So how about check this case after journal initialized and set journal
dirty? Then it will do the local recovery as an unclean umount.
If so, we don't have to do the offline fsck.
diff mbox

Patch

diff --git a/fs/ocfs2/localalloc.c b/fs/ocfs2/localalloc.c
index 0440134..b0819e0 100644
--- a/fs/ocfs2/localalloc.c
+++ b/fs/ocfs2/localalloc.c
@@ -345,13 +345,18 @@  int ocfs2_load_local_alloc(struct ocfs2_super *osb)
 	if (num_used
 	    || alloc->id1.bitmap1.i_used
 	    || alloc->id1.bitmap1.i_total
-	    || la->la_bm_off)
+	    || la->la_bm_off) {
 		mlog(ML_ERROR, "Local alloc hasn't been recovered!\n"

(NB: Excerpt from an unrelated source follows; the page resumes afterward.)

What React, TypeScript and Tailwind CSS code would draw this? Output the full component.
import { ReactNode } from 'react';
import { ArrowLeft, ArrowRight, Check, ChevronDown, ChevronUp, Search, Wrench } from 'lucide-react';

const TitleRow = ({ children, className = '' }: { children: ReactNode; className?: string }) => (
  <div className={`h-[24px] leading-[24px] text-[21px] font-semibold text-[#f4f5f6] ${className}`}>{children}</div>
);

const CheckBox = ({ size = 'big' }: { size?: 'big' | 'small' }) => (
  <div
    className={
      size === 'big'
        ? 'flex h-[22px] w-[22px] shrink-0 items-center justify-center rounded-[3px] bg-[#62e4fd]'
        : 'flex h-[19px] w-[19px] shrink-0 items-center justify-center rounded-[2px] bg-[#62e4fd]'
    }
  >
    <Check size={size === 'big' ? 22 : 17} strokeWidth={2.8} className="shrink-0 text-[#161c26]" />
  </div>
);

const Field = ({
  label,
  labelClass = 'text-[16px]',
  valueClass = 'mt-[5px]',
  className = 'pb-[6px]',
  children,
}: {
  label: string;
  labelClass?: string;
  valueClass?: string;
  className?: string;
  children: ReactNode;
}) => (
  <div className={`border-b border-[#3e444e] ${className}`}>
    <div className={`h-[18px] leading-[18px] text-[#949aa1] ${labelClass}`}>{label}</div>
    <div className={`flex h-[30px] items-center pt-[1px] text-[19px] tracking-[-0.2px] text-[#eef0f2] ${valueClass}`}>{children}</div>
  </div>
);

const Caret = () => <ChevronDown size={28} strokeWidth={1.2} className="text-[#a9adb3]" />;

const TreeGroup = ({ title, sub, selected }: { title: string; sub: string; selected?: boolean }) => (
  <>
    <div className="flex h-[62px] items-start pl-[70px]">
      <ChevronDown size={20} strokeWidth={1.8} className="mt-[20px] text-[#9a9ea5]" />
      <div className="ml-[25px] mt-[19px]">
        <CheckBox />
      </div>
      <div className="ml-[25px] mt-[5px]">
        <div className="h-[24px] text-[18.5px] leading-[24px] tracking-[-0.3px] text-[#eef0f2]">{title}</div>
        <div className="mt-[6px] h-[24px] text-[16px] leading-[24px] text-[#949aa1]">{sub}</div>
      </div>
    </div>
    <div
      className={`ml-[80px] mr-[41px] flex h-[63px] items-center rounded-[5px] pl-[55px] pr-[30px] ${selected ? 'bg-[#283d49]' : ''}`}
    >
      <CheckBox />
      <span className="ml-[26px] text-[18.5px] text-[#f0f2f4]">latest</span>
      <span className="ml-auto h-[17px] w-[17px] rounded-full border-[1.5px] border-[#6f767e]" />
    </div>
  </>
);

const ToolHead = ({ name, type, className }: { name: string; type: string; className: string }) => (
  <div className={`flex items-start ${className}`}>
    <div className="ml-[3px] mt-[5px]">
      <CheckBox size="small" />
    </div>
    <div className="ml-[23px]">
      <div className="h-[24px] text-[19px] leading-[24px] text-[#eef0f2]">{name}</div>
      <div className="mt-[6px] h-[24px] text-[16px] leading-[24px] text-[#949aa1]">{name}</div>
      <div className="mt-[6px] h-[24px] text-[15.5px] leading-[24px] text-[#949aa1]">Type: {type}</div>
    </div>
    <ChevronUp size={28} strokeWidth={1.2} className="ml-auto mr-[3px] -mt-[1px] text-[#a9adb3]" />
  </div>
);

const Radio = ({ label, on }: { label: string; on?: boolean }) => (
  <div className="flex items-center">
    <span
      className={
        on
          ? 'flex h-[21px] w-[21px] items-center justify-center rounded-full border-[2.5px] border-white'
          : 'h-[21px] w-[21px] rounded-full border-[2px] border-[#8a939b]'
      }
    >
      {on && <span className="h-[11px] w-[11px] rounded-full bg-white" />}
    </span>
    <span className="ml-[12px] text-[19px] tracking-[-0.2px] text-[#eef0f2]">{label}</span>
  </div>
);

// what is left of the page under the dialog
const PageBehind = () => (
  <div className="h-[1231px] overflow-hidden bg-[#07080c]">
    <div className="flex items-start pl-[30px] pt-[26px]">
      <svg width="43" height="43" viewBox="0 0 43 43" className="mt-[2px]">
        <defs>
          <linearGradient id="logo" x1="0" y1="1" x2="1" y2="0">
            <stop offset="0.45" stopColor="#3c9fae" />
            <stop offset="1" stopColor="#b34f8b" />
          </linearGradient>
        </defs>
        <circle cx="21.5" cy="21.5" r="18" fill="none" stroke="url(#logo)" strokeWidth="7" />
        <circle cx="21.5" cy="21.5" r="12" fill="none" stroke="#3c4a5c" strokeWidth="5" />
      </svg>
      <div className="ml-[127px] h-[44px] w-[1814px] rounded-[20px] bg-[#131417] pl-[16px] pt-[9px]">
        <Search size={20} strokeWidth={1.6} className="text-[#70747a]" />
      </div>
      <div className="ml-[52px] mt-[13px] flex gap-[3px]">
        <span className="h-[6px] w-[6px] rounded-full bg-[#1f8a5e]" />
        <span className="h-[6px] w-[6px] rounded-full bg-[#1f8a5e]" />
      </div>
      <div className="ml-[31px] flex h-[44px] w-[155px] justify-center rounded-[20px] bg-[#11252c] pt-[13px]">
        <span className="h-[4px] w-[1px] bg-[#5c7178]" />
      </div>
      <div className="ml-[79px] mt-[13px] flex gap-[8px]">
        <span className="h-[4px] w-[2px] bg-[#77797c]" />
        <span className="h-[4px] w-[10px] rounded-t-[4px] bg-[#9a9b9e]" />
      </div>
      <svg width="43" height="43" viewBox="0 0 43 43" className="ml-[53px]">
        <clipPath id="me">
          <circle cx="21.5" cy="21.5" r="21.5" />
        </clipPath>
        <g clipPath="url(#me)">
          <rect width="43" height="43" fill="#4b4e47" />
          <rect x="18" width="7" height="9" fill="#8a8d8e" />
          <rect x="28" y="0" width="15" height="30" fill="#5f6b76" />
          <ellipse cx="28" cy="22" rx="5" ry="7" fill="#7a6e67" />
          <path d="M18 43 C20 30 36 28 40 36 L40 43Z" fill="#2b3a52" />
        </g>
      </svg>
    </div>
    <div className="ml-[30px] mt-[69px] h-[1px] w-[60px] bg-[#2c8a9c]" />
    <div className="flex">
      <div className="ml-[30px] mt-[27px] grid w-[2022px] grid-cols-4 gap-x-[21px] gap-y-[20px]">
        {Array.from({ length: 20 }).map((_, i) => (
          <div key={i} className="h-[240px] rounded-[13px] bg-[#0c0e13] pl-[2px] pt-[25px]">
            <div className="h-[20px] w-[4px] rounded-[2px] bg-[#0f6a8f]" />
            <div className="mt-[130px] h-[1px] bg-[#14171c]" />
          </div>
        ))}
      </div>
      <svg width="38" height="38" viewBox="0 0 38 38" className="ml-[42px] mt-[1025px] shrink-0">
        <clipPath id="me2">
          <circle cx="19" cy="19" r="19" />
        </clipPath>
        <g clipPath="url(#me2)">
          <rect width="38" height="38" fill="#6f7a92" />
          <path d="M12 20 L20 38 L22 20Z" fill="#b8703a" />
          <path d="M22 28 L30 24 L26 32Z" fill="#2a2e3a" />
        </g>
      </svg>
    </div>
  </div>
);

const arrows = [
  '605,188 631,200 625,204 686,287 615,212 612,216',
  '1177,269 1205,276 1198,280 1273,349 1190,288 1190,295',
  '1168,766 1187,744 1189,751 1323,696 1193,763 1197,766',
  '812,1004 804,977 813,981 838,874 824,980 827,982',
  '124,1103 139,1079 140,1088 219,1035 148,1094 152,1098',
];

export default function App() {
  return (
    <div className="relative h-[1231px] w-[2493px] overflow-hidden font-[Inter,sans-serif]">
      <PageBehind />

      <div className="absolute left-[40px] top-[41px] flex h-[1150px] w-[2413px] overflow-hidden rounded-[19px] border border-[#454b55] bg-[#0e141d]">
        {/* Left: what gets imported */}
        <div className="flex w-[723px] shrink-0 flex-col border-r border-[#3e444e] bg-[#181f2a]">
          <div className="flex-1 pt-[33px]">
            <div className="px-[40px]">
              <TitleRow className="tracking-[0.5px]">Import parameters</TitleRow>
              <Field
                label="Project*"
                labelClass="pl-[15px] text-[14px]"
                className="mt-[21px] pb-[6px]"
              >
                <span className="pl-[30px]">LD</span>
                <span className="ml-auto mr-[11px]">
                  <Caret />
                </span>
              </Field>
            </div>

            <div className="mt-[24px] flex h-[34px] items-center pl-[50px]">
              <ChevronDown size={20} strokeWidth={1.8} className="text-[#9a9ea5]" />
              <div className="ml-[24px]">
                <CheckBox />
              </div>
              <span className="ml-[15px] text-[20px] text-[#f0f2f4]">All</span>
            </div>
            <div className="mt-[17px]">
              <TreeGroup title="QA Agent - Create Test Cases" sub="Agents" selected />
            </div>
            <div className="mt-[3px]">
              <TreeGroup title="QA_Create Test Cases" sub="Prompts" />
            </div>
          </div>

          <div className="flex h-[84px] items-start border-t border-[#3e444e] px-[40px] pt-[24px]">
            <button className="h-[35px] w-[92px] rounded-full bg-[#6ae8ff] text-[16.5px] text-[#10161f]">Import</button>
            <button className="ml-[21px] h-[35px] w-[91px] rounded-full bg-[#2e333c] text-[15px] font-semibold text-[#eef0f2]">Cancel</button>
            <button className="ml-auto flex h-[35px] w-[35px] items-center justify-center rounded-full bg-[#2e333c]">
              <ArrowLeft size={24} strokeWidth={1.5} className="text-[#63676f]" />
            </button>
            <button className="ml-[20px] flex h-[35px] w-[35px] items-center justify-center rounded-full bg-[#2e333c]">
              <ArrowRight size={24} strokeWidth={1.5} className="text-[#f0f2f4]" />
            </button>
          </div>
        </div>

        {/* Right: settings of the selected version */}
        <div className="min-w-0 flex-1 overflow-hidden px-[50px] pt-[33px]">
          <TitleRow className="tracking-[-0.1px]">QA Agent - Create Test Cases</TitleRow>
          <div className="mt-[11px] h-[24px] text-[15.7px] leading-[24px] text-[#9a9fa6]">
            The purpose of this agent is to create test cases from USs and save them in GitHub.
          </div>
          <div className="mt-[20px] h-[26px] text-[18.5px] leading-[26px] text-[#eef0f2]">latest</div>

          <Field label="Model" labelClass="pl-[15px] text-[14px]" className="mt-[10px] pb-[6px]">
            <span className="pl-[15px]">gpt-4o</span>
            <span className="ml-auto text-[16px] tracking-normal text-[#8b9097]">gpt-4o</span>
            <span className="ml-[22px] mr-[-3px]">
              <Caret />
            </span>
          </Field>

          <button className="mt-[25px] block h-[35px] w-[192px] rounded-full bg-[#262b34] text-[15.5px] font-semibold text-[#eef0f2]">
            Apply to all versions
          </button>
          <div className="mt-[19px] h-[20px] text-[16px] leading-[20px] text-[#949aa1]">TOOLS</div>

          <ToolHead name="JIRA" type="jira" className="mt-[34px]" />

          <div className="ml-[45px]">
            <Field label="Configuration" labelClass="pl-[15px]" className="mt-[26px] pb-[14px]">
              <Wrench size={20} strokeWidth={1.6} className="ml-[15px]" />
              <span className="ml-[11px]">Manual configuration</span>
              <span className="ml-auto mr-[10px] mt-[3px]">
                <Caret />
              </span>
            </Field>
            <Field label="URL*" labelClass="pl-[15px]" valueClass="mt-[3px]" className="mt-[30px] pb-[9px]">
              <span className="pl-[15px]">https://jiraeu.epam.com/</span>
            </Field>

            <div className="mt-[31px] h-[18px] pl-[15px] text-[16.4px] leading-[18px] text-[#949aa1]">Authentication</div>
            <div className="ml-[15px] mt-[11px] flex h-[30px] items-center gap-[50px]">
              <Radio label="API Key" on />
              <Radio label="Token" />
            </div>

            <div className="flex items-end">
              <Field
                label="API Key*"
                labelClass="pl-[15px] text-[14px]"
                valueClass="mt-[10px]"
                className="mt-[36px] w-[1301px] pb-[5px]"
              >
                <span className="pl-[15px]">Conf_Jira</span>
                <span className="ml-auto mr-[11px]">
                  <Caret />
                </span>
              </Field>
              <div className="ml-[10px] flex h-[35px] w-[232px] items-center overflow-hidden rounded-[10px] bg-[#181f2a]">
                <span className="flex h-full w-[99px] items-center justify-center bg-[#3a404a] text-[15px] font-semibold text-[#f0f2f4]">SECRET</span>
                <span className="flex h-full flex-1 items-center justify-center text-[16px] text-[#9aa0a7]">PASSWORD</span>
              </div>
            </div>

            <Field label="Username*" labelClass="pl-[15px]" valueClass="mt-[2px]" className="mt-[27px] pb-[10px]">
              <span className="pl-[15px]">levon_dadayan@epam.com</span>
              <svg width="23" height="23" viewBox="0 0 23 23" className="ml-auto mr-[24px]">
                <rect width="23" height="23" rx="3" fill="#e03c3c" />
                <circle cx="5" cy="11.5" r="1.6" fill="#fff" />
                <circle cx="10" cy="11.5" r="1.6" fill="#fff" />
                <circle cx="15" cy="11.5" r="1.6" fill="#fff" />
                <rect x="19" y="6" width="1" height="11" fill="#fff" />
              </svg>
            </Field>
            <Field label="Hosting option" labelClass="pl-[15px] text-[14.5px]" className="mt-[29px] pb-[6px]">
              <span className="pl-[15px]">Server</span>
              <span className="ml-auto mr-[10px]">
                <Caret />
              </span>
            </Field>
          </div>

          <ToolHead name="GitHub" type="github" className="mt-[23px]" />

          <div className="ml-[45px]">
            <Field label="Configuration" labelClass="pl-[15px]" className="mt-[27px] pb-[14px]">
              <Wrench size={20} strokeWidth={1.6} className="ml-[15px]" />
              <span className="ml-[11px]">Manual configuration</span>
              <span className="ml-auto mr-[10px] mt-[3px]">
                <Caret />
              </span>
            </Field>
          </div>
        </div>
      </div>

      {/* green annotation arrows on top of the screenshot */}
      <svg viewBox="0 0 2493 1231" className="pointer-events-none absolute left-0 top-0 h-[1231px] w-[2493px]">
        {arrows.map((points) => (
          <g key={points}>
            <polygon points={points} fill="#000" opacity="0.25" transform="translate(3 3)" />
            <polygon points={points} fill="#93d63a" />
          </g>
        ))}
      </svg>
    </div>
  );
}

-		     "found = %u, set = %u, taken = %u, off = %u\n",
+		     "found = %u, set = %u, taken = %u, off = %u\n"
+		     "umount left unclean filesystem. run ocfs2.fsck -f\n",
 		     num_used, le32_to_cpu(alloc->id1.bitmap1.i_used),
 		     le32_to_cpu(alloc->id1.bitmap1.i_total),
 		     OCFS2_LOCAL_ALLOC(alloc)->la_bm_off);
 
+		status = -EINVAL;
+		goto bail;
+	}
+
 	osb->local_alloc_bh = alloc_bh;
 	osb->local_alloc_state = OCFS2_LA_ENABLED;